Always include a security deposit in your lease agreement to cover potential damages. Conduct inspections before and after each lease to ensure accountability.
2. Inconsistent Demand
Demand for leased equipment can fluctuate. During festive seasons or major events, your equipment might be in high demand, but there could be months with little or no interest.
Diversify the types of equipment you lease. Items like refrigeration units or coffee machines may have more consistent demand compared to seasonal items.
3. Storage Issues
When your equipment isn’t rented out, you need a safe place to store it. Improper storage can lead to wear and tear, reducing the lifespan of the items.
Invest in proper storage solutions to keep your equipment in top condition. This ensures they’re ready to lease when needed.
4. Maintenance Costs
Leasing out equipment means more usage, which can lead to faster wear and tear. Regular cleaning and servicing become necessary, increasing your expenses.
Include maintenance costs in your rental pricing. For example, if maintaining a coffee machine costs RM100 monthly, factor that into the lease rate.
5. Late or Non-Payment
Sometimes renters may delay payments or fail to pay altogether. This can disrupt your cash flow and cause stress. Use a formal lease agreement and request partial payment upfront. You can also implement late payment fees to encourage timely transactions.

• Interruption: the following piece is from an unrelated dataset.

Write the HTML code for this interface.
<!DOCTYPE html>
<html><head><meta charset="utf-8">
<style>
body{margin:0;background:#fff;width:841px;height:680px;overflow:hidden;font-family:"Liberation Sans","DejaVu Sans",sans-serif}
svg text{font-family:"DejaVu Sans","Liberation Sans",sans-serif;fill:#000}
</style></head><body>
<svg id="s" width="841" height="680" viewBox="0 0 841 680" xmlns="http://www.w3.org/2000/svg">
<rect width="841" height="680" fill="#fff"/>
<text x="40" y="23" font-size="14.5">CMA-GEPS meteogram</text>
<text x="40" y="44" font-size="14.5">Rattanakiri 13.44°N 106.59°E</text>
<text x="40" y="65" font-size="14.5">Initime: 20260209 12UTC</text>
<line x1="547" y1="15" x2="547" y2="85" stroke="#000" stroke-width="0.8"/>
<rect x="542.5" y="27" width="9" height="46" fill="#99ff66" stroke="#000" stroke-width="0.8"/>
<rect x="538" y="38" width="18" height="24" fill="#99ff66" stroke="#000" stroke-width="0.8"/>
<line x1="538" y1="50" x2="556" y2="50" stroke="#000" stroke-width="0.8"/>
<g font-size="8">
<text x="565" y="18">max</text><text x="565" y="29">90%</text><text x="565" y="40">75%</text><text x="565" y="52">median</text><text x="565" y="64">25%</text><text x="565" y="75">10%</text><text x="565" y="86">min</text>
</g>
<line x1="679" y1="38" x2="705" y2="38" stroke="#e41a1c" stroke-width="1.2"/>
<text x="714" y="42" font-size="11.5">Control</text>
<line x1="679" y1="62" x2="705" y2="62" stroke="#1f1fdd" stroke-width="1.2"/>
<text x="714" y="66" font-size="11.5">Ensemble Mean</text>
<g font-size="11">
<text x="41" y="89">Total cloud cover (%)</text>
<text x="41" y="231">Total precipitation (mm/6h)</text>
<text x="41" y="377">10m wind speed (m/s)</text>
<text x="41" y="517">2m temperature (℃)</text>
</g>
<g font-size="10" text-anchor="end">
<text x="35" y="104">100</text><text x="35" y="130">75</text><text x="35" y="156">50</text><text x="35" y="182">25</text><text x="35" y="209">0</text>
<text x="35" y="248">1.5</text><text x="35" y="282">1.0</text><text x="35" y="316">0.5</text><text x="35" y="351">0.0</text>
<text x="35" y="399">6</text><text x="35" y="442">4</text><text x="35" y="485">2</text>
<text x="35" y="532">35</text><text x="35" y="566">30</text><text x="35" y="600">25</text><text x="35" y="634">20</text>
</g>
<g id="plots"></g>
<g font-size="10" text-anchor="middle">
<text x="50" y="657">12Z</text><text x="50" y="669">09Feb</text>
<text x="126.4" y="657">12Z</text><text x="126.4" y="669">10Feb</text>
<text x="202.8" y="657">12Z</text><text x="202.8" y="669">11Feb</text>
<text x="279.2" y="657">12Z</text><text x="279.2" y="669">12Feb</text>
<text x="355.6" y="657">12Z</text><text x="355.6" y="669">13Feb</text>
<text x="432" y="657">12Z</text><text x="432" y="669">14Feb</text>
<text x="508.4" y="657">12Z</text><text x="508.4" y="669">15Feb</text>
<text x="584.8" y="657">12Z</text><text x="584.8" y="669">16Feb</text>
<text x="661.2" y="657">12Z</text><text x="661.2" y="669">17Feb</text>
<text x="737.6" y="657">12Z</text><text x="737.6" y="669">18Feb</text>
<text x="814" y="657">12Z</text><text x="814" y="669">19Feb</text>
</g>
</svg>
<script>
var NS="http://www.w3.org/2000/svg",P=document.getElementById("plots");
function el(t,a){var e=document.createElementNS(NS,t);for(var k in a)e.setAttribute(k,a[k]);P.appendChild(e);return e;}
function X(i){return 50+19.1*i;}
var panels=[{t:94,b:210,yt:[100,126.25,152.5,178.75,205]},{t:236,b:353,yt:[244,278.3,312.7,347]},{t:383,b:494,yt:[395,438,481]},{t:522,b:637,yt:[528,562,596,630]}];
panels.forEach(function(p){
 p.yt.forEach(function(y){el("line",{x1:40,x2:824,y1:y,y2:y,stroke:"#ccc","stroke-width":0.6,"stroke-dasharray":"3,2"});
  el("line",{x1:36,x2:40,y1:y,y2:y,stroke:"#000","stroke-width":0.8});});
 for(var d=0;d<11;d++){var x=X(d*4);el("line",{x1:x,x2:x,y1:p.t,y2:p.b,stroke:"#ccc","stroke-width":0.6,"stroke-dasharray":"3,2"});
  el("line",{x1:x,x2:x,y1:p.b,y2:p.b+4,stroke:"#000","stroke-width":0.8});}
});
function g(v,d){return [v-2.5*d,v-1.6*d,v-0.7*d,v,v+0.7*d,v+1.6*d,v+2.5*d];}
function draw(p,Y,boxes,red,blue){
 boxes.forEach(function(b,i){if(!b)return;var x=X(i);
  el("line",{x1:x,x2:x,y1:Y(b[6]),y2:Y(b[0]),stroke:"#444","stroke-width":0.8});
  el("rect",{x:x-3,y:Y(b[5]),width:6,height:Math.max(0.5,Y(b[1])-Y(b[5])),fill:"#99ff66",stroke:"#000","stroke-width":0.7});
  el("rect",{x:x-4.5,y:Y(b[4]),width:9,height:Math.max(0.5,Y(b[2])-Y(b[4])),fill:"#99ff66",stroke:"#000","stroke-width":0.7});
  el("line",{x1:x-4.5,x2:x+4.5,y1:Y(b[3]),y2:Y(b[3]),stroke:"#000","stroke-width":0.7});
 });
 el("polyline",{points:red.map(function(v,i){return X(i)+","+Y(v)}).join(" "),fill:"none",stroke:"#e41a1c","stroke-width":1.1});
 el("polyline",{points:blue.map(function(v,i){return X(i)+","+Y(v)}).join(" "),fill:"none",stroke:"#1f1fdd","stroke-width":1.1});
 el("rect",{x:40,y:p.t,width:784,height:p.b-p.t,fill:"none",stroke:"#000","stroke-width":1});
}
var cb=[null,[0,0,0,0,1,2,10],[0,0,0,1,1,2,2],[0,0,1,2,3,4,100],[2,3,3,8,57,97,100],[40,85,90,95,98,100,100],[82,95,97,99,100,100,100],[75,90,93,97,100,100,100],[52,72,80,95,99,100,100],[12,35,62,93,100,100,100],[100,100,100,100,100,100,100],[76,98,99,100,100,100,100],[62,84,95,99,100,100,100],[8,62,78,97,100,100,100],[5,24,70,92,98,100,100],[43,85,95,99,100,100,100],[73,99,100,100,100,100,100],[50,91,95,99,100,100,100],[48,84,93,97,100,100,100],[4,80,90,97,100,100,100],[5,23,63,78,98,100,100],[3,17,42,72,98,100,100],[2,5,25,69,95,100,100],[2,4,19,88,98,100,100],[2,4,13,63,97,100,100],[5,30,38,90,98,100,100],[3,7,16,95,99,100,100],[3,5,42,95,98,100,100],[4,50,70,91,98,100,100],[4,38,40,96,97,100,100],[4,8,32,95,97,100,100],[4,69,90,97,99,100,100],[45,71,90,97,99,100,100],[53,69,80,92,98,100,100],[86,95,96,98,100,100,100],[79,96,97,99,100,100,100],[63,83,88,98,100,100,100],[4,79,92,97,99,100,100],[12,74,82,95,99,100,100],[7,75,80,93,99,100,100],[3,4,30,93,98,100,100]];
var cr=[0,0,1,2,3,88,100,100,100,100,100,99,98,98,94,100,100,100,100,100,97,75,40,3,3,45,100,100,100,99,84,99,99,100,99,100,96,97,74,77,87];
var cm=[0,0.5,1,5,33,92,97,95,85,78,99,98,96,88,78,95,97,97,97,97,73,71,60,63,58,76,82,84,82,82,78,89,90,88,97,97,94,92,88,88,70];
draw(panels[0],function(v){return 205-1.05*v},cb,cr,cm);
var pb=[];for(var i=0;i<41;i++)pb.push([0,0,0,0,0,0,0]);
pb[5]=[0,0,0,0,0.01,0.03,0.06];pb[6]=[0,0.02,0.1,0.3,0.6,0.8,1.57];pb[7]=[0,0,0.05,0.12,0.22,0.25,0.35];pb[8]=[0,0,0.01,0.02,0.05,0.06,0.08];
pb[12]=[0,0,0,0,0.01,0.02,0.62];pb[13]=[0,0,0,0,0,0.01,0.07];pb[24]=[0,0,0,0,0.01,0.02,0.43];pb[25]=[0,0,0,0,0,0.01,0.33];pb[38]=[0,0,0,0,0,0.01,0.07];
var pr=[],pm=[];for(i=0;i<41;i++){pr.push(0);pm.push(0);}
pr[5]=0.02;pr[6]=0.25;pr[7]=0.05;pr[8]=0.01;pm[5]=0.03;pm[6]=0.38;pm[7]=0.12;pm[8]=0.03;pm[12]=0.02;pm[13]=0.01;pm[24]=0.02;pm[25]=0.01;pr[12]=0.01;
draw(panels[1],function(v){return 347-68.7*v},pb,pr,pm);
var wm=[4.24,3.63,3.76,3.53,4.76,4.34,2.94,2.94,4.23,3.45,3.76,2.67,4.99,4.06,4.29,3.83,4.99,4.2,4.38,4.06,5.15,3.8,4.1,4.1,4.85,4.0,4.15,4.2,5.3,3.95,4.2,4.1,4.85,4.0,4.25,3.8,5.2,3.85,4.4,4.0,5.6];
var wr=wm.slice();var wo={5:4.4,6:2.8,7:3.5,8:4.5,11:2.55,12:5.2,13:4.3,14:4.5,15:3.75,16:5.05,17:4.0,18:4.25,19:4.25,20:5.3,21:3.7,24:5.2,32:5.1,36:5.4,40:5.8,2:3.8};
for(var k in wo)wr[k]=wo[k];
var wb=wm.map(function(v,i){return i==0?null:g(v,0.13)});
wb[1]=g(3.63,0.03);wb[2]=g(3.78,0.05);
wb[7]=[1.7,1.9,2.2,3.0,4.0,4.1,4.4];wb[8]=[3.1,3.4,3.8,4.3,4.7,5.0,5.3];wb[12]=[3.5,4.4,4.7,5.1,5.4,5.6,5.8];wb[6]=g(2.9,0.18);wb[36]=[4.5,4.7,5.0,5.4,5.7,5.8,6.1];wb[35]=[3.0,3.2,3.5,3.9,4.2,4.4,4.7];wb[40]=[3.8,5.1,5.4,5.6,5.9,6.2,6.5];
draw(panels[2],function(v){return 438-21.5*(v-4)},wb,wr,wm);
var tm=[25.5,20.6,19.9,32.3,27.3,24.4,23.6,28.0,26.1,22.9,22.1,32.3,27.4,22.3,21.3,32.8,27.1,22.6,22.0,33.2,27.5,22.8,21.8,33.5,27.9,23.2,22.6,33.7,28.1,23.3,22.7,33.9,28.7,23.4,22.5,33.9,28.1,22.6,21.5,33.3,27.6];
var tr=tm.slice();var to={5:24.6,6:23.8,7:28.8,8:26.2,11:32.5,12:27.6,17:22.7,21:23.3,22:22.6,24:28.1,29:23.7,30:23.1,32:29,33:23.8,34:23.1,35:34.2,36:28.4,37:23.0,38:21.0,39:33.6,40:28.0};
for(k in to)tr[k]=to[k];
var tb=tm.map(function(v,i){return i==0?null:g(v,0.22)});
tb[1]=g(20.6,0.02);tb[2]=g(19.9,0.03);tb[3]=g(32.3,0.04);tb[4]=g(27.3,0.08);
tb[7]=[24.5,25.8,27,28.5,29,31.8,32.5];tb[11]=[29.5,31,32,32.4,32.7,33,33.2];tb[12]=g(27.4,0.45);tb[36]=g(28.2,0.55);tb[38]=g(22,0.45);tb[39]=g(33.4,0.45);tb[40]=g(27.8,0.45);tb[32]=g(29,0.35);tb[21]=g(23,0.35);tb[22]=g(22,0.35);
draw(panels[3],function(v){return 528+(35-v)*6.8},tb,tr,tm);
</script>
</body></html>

6. Lack of Experience in Leasing
If you’re new to equipment leasing, you might struggle with setting the right prices or creating agreements. This can lead to underpricing or disputes. Research the market thoroughly. Check platforms like Mudah. my for pricing trends and use online templates for lease agreements.
Leasing your restaurant equipment is a smart way to make more money. It helps you utilize your resources better and creates an additional income stream. Whether it’s an oven, a coffee machine, or extra furniture, almost everything in your restaurant has earning potential.
So why wait? Start listing your equipment today, and watch your profits grow. Remember, every small step counts when it comes to building a successful restaurant business.